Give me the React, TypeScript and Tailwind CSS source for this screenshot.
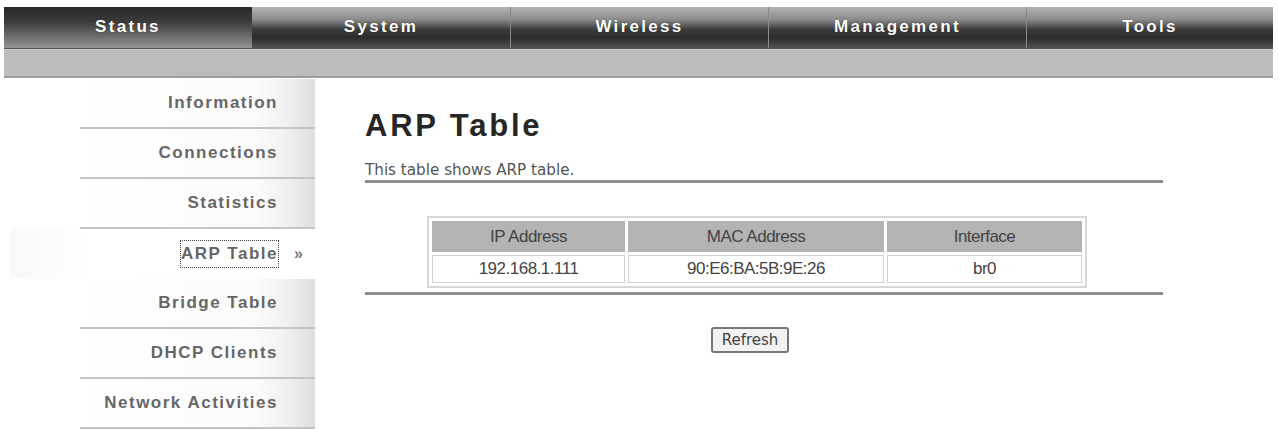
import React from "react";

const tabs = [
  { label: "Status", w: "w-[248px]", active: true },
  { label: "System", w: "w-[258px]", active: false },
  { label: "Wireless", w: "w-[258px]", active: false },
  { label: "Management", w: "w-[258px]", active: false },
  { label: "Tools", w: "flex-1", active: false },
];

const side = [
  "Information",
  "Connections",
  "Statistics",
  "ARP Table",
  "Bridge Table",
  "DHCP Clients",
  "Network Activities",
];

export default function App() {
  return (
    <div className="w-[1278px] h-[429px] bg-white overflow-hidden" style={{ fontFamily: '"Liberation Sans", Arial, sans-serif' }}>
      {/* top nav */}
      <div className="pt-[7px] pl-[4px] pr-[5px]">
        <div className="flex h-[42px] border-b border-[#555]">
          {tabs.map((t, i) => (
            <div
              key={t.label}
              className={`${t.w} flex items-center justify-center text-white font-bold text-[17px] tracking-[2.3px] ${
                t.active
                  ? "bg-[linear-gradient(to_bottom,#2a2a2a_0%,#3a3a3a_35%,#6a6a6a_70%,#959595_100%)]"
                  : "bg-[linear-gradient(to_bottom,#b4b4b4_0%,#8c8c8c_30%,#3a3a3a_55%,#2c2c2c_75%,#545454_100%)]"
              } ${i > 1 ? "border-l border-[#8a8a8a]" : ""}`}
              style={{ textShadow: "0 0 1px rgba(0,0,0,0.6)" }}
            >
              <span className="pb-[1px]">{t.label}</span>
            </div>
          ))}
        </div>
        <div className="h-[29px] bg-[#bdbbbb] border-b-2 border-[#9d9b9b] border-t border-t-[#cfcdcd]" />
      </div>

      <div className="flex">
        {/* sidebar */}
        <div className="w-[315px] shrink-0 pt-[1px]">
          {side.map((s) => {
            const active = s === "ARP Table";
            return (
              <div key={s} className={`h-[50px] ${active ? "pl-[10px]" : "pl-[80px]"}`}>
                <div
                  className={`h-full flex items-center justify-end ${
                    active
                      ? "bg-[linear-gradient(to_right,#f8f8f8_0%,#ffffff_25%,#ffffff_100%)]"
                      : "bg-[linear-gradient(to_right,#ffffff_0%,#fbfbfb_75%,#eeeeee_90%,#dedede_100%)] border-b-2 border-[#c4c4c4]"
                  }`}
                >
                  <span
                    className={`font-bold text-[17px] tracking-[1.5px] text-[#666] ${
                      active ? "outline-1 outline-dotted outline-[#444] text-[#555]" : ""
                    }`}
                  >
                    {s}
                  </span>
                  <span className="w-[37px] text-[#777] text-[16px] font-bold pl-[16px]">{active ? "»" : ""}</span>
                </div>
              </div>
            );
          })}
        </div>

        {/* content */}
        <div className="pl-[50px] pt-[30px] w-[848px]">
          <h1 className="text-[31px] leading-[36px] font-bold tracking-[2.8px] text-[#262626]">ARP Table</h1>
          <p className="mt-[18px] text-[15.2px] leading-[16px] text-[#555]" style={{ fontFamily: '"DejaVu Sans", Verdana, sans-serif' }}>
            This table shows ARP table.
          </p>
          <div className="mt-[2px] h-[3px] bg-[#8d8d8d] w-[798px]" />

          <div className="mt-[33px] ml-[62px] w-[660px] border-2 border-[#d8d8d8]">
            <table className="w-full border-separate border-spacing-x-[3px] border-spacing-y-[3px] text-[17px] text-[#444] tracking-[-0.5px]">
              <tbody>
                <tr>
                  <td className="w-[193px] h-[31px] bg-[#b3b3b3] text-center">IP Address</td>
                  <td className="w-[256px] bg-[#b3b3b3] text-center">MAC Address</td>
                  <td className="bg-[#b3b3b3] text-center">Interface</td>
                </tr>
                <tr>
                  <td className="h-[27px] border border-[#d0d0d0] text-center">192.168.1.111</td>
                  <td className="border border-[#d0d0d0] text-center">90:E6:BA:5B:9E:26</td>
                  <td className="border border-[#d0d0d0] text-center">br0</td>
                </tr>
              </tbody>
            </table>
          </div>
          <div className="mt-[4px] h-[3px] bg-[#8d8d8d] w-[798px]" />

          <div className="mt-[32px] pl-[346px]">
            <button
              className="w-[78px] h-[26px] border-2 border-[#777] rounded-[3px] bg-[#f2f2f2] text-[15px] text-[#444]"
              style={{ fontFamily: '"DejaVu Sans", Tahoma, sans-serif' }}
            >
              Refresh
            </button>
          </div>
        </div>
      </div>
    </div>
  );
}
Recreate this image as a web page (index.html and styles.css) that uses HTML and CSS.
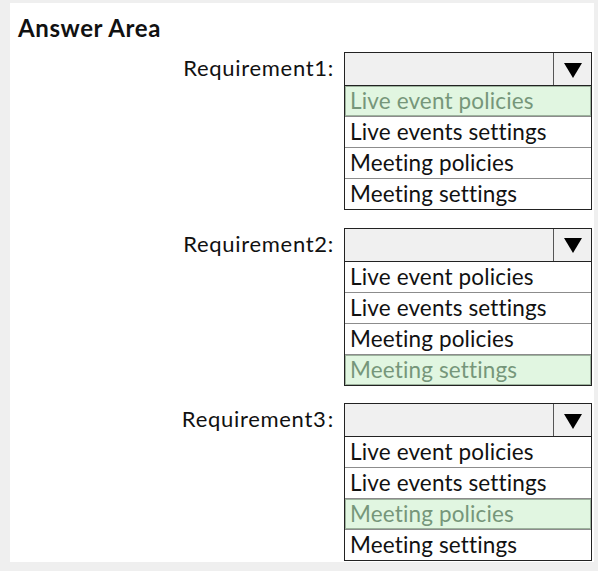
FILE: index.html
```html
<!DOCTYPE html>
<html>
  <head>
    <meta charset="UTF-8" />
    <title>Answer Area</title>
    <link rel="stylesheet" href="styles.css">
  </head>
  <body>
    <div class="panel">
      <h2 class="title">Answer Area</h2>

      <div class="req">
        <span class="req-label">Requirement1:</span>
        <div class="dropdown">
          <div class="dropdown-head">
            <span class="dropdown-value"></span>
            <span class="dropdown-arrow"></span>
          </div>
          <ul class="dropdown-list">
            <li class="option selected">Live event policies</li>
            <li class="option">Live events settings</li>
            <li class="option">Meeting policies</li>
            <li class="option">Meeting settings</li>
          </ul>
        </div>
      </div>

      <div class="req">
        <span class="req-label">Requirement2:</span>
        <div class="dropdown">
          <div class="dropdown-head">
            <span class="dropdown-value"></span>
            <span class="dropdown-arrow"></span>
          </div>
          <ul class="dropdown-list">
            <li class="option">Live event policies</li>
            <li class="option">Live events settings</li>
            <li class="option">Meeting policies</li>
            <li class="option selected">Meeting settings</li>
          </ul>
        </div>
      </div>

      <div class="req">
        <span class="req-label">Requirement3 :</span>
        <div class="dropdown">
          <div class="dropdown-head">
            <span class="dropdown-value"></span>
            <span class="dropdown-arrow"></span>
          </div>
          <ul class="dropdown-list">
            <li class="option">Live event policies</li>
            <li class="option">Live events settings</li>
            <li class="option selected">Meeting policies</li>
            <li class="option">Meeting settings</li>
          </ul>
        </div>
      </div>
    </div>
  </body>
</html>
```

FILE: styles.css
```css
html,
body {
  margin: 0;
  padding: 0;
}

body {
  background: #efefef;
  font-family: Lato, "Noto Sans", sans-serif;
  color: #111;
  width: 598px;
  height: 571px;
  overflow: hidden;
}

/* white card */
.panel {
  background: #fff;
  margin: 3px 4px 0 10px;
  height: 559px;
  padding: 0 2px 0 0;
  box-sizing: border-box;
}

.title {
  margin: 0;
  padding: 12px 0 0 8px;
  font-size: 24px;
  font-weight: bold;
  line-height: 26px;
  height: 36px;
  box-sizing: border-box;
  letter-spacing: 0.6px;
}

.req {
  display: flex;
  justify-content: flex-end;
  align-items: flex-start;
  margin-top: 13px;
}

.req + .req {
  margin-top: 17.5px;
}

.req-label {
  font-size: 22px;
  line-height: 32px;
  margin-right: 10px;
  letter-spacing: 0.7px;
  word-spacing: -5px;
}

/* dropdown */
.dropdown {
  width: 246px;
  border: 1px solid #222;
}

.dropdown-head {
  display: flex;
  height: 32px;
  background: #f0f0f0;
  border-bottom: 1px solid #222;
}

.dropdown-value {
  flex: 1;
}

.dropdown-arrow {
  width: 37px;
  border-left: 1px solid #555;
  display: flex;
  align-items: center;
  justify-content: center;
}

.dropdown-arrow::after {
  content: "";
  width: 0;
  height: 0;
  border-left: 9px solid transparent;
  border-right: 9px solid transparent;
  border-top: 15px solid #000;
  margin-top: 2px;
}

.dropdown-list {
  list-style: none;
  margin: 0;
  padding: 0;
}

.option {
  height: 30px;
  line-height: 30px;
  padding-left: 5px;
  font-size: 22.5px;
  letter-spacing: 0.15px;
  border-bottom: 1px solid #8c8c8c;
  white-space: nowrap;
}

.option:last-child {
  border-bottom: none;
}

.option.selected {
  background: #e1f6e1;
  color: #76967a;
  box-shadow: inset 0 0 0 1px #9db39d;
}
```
______
Show the lines of the records that contain the word "styles".

Recreate this image as a web page (index.html and styles.css) that uses HTML and CSS.
    <link rel="stylesheet" href="styles.css">
FILE: styles.css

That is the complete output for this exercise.